Scholars argue that early childhood memories are the stuff of fluffy fiction, technically impossible, our cerebral formation at such early development. Cherished flash backs from POV's of prams and cots are false, formed from fragmented tales overheard from elders, jumbled with glimpses of other events featuring the same people or places (sometimes even dreams mistaken for reality).


Yet beyond infancy we encounter the same. I distinctly see a pre-pubescent night with my father in our front room, my mother out working, he and I enjoying a satirical new TV show, That's Life! Its main presenter, a little known blonde called Esther Ransome, triggered an alien twinkle in my father's eye. Her quirky offsiders included wry-faced veteran comic Cyril Fletcher. I feel the rarity of this pleasant evening at home with my father, usually the one working nights rather than my mother (both had these passing second jobs in various licensed venues) in the comparative luxury of our front room, normally reserved for visitors or special occasions. The sense of reluctantly touching and sitting on the good furniture, as Esther and Cyril chatted and mused. Yet records show That's Life! not starting until two years after my parents' divorce: our house sold, me hopping between my mother and stepfather's first make do abodes and my grandparents' house, where my father again lived for the five or so years before his second marriage.


Such memories feel so authentic, solid and dependable. History confirms that scholars can be wrong in the absence of future knowledge, records inaccurate from human error. The temptation to trust instinct over academic theory is often irresistible.


But to my ultimate point on all this as a writer of many memoir-style prose pieces, from full-length to novelette to short story to vignette:


Once upon a year, long before we had Amazon Kindle Direct Publishing (KDP) and its many competitor platforms who have collectively forever reshaped publishing ... to submit one of my (and many modern classic authors from Jean Rhys to whoever) stories to a publisher, it was considered neither 'Fiction' nor 'Non-fiction', as is increasingly becoming a standard submission criterion on almost all traditional literary platforms. Rather, it was in that long past age, a piece of 'Literary Prose'.
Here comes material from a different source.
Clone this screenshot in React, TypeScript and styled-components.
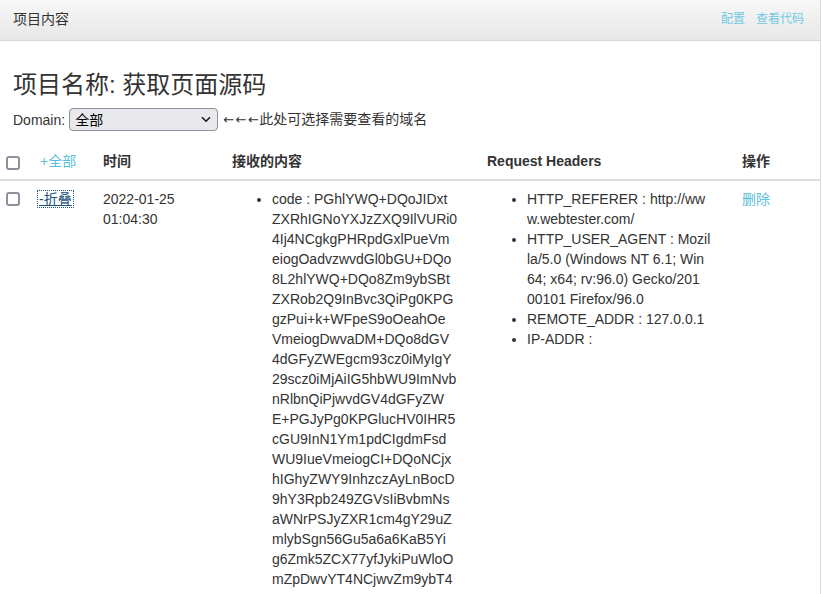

Jean Rhys' short stories and novels, for which she received an OBE, are mostly written first person and indeed draw from various periods of her real life, but they are unmistakably 'fictionalised' – fictionalised far beyond changing names of characters based on real people. Her anthologies include first person stories recalling episodes of her real life narrated by all kinds of tellers who couldn't possibly be her: from pre-toddlers who could have no cerebral recall of the events they describe around them, to ghosts visiting places their living counterparts lived in – but they're all really Jean Rhys drawing from her own life.
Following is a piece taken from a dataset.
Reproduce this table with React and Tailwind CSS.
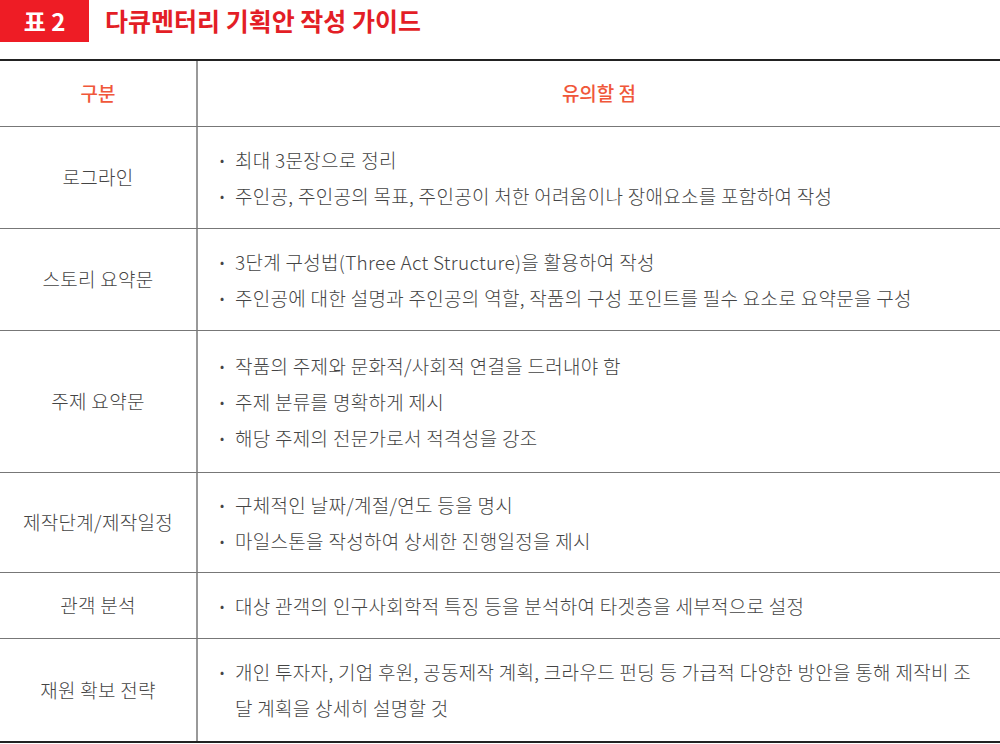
import React from 'react';

const rows = [
  { label: '로그라인', h: 'h-[102px]', items: ['최대 3문장으로 정리', '주인공, 주인공의 목표, 주인공이 처한 어려움이나 장애요소를 포함하여 작성'] },
  { label: '스토리 요약문', h: 'h-[102px]', items: ['3단계 구성법(Three Act Structure)을 활용하여 작성', '주인공에 대한 설명과 주인공의 역할, 작품의 구성 포인트를 필수 요소로 요약문을 구성'] },
  { label: '주제 요약문', h: 'h-[142px]', items: ['작품의 주제와 문화적/사회적 연결을 드러내야 함', '주제 분류를 명확하게 제시', '해당 주제의 전문가로서 적격성을 강조'] },
  { label: '제작단계/제작일정', h: 'h-[100px]', items: ['구체적인 날짜/계절/연도 등을 명시', '마일스톤을 작성하여 상세한 진행일정을 제시'] },
  { label: '관객 분석', h: 'h-[66px]', items: ['대상 관객의 인구사회학적 특징 등을 분석하여 타겟층을 세부적으로 설정'] },
  { label: '재원 확보 전략', h: 'h-[102px]', items: ['개인 투자자, 기업 후원, 공동제작 계획, 크라우드 펀딩 등 가급적 다양한 방안을 통해 제작비 조달 계획을 상세히 설명할 것'] },
];

const App = () => {
  return (
    <div className="w-[1000px] h-[744px] bg-white font-['Noto_Sans_CJK_KR',sans-serif] text-[#444]">
      {/* Title */}
      <div className="flex items-center h-[42px]">
        <div className="w-[89px] h-[42px] bg-[#ee1c25] flex items-center justify-center text-white text-[24px] font-bold">
          표 2
        </div>
        <h1 className="ml-[16px] text-[#e31e26] text-[25px] font-bold">다큐멘터리 기획안 작성 가이드</h1>
      </div>

      {/* Table */}
      <div className="mt-[17px] border-t-2 border-b-2 border-[#222]">
        <div className="grid grid-cols-[198px_1fr] h-[66px] border-b border-[#777] text-[#f0573a] text-[19px] font-medium">
          <div className="flex items-center justify-center border-r-2 border-[#999]">구분</div>
          <div className="flex items-center justify-center">유의할 점</div>
        </div>
        {rows.map((r, i) => (
          <div
            key={r.label}
            className={`grid grid-cols-[198px_1fr] ${r.h} ${i < rows.length - 1 ? 'border-b border-[#777]' : ''} text-[19px] font-light tracking-[0.3px]`}
          >
            <div className="flex items-center justify-center border-r-2 border-[#999]">{r.label}</div>
            <ul className="flex flex-col justify-center pl-[22px] pr-[16px]">
              {r.items.map((t) => (
                <li key={t} className="flex leading-[36px]">
                  <span className="w-[15px] shrink-0 text-[13px]">•</span>
                  <span>{t}</span>
                </li>
              ))}
            </ul>
          </div>
        ))}
      </div>
    </div>
  );
};

export default App;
And Rhys was no minority in the age of great 'Modernist'/'Stream of Consciousness' authors.

It was in that bygone age a 'thing' to categorise one's prose: 'Autobiographical Fiction'. Yet on examining the vast majority of today's online Submission Guidelines (endless of them sit on the platform 'Submittable' https://www.submittable.com/ )one invariably encounters requirement to place such work in 'Non-fiction' or 'Fiction'. How, if we're to show any measure of integrity?


A quick Google search will confirm the vigorous assertion from all self-proclaimed 'authorities' on the topic that: Memoir = Non-Fiction. Yet if you reread my first paragraphs in this piece you'll recall that so many of the 'memories' forming the basis of such prose are more often than not entirely imaginary, or at least halfway so.This odd logic defies the assumption of online submission platforms representing signs of 'progress' (a progressive approach to traditional ways). Rather, it demonstrates a wide scale shrinkage of the 'progressive' publishing scene's definitive creative ability to think outside the square – as in 'the abstract nature of art'. Writing is our art, yet we are required to take a less and less abstract framing in this way. Pigeonholing has become more the order of the day than ever before.


Such is the dichotomy I frequently notice myself pondering and which increasingly deters me from submitting any first-person POV literary prose.

I feel compelled to conclude with a link to this insightful and blood pressure raising 13-year-old Guardian piece on this thorny subject, by Laura Dietz, which reads like the death knoll of writerly flexibility:


https://www.theguardian.com/books/booksblog/2007/sep/14/therunningwithscissorslink


You can Google a hundred more like it written since, confirming the cut and dried anti-creative trajectory of 'progressive publishing'.